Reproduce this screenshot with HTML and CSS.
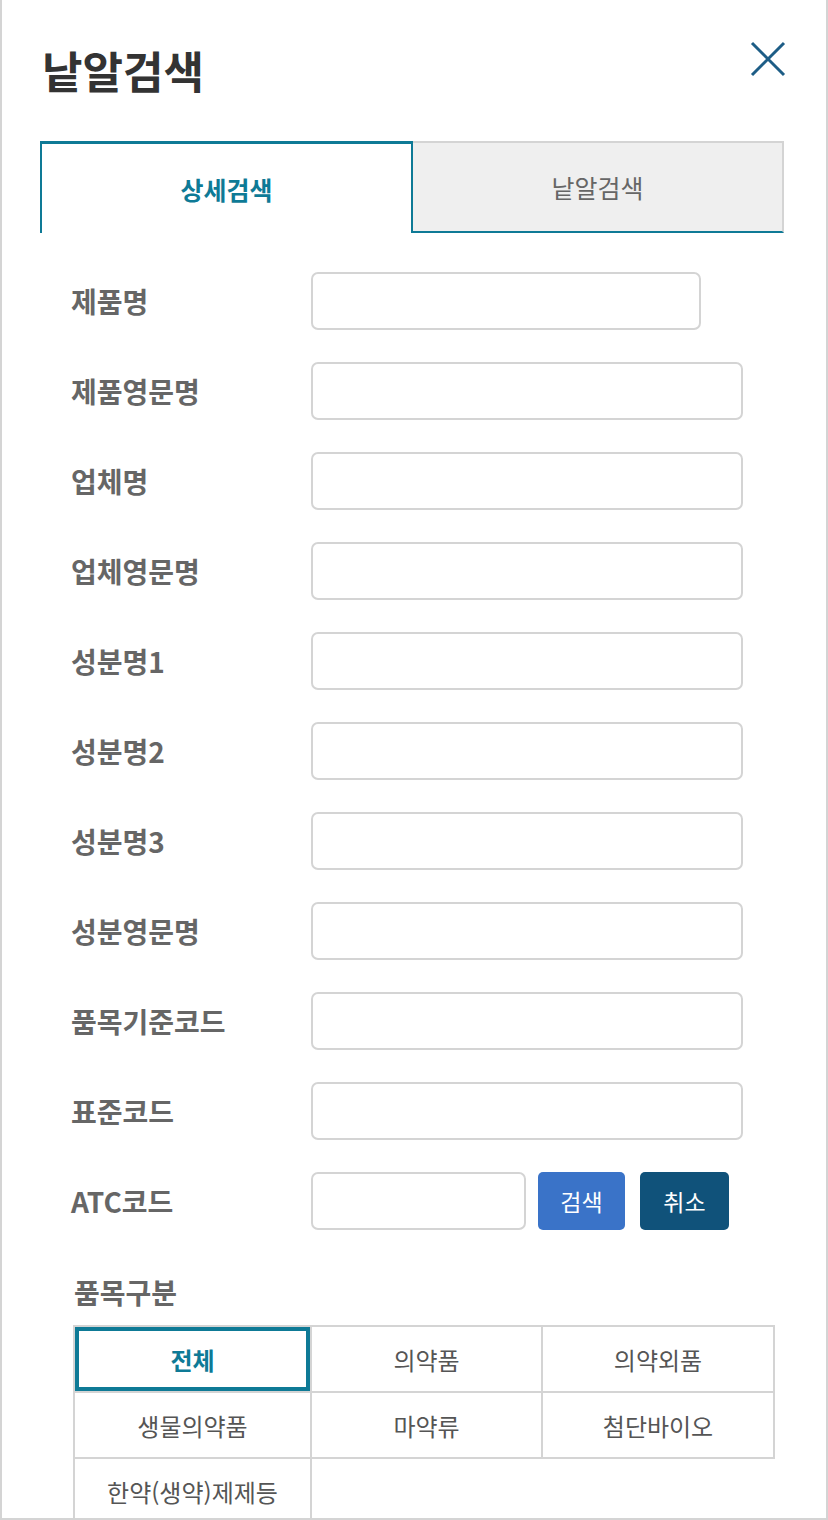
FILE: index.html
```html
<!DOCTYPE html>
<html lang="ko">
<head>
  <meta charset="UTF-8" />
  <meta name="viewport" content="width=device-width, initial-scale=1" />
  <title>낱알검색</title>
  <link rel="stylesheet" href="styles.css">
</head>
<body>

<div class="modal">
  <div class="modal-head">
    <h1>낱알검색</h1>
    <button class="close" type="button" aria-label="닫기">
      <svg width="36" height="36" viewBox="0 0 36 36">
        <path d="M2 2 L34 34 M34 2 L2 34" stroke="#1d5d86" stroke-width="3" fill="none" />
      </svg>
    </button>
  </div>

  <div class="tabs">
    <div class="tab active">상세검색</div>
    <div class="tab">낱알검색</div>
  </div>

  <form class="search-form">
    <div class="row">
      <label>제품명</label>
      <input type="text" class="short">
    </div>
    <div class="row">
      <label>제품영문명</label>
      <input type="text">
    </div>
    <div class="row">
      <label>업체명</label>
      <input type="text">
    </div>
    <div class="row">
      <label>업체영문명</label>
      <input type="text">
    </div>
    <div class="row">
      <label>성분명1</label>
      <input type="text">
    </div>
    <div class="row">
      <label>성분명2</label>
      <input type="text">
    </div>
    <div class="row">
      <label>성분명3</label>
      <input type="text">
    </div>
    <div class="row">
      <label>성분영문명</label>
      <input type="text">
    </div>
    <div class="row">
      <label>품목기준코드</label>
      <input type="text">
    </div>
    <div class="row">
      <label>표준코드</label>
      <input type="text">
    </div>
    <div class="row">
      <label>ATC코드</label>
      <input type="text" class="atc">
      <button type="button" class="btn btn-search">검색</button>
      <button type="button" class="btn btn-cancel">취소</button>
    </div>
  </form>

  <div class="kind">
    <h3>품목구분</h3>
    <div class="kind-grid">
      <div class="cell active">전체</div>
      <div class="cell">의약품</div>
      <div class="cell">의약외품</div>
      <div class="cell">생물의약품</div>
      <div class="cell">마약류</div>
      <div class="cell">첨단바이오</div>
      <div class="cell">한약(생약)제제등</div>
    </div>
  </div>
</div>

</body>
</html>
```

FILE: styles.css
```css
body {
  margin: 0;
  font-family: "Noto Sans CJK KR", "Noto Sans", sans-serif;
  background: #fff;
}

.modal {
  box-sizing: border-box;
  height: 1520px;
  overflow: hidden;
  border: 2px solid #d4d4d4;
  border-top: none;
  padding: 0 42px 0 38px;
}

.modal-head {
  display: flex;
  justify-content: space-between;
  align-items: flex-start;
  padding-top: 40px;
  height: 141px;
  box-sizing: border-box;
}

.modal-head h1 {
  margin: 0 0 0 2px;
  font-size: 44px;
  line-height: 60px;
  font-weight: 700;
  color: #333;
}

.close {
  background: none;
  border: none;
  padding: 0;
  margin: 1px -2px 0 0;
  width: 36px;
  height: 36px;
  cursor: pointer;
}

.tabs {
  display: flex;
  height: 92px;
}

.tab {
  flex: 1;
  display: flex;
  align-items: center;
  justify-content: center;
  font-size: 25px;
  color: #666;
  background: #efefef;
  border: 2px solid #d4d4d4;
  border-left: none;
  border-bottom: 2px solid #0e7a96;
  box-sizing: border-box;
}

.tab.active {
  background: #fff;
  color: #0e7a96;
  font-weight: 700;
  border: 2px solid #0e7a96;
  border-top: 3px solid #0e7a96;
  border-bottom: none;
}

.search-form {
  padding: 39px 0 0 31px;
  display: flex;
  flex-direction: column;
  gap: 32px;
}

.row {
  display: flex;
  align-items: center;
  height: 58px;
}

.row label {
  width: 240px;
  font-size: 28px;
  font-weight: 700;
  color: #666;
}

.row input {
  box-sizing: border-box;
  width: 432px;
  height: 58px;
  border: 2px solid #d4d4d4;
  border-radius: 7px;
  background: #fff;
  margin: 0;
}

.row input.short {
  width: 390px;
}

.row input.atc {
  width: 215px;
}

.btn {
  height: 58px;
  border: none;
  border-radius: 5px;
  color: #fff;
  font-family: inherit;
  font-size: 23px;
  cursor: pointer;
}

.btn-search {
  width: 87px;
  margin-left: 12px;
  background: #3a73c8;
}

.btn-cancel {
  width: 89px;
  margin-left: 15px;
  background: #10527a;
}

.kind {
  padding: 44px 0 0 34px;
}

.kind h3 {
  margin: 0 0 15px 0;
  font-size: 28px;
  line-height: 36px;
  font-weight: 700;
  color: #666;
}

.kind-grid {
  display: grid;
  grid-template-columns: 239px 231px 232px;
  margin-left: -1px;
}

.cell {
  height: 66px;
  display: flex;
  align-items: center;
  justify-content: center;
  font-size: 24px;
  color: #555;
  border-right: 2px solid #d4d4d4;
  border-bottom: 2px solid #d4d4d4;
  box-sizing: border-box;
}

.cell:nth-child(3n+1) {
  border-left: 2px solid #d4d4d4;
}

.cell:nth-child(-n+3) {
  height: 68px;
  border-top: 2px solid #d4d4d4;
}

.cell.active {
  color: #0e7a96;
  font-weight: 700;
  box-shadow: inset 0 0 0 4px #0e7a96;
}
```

[Instructions for the task]: Extract the full listing exactly, with the pictures left out.

[In response]:
Reproduce this screenshot with HTML and CSS.
FILE: index.html
```html
<!DOCTYPE html>
<html lang="ko">
<head>
  <meta charset="UTF-8" />
  <meta name="viewport" content="width=device-width, initial-scale=1" />
  <title>낱알검색</title>
  <link rel="stylesheet" href="styles.css">
</head>
<body>

<div class="modal">
  <div class="modal-head">
    <h1>낱알검색</h1>
    <button class="close" type="button" aria-label="닫기">
      <svg width="36" height="36" viewBox="0 0 36 36">
        <path d="M2 2 L34 34 M34 2 L2 34" stroke="#1d5d86" stroke-width="3" fill="none" />
      </svg>
    </button>
  </div>

  <div class="tabs">
    <div class="tab active">상세검색</div>
    <div class="tab">낱알검색</div>
  </div>

  <form class="search-form">
    <div class="row">
      <label>제품명</label>
      <input type="text" class="short">
    </div>
    <div class="row">
      <label>제품영문명</label>
      <input type="text">
    </div>
    <div class="row">
      <label>업체명</label>
      <input type="text">
    </div>
    <div class="row">
      <label>업체영문명</label>
      <input type="text">
    </div>
    <div class="row">
      <label>성분명1</label>
      <input type="text">
    </div>
    <div class="row">
      <label>성분명2</label>
      <input type="text">
    </div>
    <div class="row">
      <label>성분명3</label>
      <input type="text">
    </div>
    <div class="row">
      <label>성분영문명</label>
      <input type="text">
    </div>
    <div class="row">
      <label>품목기준코드</label>
      <input type="text">
    </div>
    <div class="row">
      <label>표준코드</label>
      <input type="text">
    </div>
    <div class="row">
      <label>ATC코드</label>
      <input type="text" class="atc">
      <button type="button" class="btn btn-search">검색</button>
      <button type="button" class="btn btn-cancel">취소</button>
    </div>
  </form>

  <div class="kind">
    <h3>품목구분</h3>
    <div class="kind-grid">
      <div class="cell active">전체</div>
      <div class="cell">의약품</div>
      <div class="cell">의약외품</div>
      <div class="cell">생물의약품</div>
      <div class="cell">마약류</div>
      <div class="cell">첨단바이오</div>
      <div class="cell">한약(생약)제제등</div>
    </div>
  </div>
</div>

</body>
</html>
```

FILE: styles.css
```css
body {
  margin: 0;
  font-family: "Noto Sans CJK KR", "Noto Sans", sans-serif;
  background: #fff;
}

.modal {
  box-sizing: border-box;
  height: 1520px;
  overflow: hidden;
  border: 2px solid #d4d4d4;
  border-top: none;
  padding: 0 42px 0 38px;
}

.modal-head {
  display: flex;
  justify-content: space-between;
  align-items: flex-start;
  padding-top: 40px;
  height: 141px;
  box-sizing: border-box;
}

.modal-head h1 {
  margin: 0 0 0 2px;
  font-size: 44px;
  line-height: 60px;
  font-weight: 700;
  color: #333;
}

.close {
  background: none;
  border: none;
  padding: 0;
  margin: 1px -2px 0 0;
  width: 36px;
  height: 36px;
  cursor: pointer;
}

.tabs {
  display: flex;
  height: 92px;
}

.tab {
  flex: 1;
  display: flex;
  align-items: center;
  justify-content: center;
  font-size: 25px;
  color: #666;
  background: #efefef;
  border: 2px solid #d4d4d4;
  border-left: none;
  border-bottom: 2px solid #0e7a96;
  box-sizing: border-box;
}

.tab.active {
  background: #fff;
  color: #0e7a96;
  font-weight: 700;
  border: 2px solid #0e7a96;
  border-top: 3px solid #0e7a96;
  border-bottom: none;
}

.search-form {
  padding: 39px 0 0 31px;
  display: flex;
  flex-direction: column;
  gap: 32px;
}

.row {
  display: flex;
  align-items: center;
  height: 58px;
}

.row label {
  width: 240px;
  font-size: 28px;
  font-weight: 700;
  color: #666;
}

.row input {
  box-sizing: border-box;
  width: 432px;
  height: 58px;
  border: 2px solid #d4d4d4;
  border-radius: 7px;
  background: #fff;
  margin: 0;
}

.row input.short {
  width: 390px;
}

.row input.atc {
  width: 215px;
}

.btn {
  height: 58px;
  border: none;
  border-radius: 5px;
  color: #fff;
  font-family: inherit;
  font-size: 23px;
  cursor: pointer;
}

.btn-search {
  width: 87px;
  margin-left: 12px;
  background: #3a73c8;
}

.btn-cancel {
  width: 89px;
  margin-left: 15px;
  background: #10527a;
}

.kind {
  padding: 44px 0 0 34px;
}

.kind h3 {
  margin: 0 0 15px 0;
  font-size: 28px;
  line-height: 36px;
  font-weight: 700;
  color: #666;
}

.kind-grid {
  display: grid;
  grid-template-columns: 239px 231px 232px;
  margin-left: -1px;
}

.cell {
  height: 66px;
  display: flex;
  align-items: center;
  justify-content: center;
  font-size: 24px;
  color: #555;
  border-right: 2px solid #d4d4d4;
  border-bottom: 2px solid #d4d4d4;
  box-sizing: border-box;
}

.cell:nth-child(3n+1) {
  border-left: 2px solid #d4d4d4;
}

.cell:nth-child(-n+3) {
  height: 68px;
  border-top: 2px solid #d4d4d4;
}

.cell.active {
  color: #0e7a96;
  font-weight: 700;
  box-shadow: inset 0 0 0 4px #0e7a96;
}
```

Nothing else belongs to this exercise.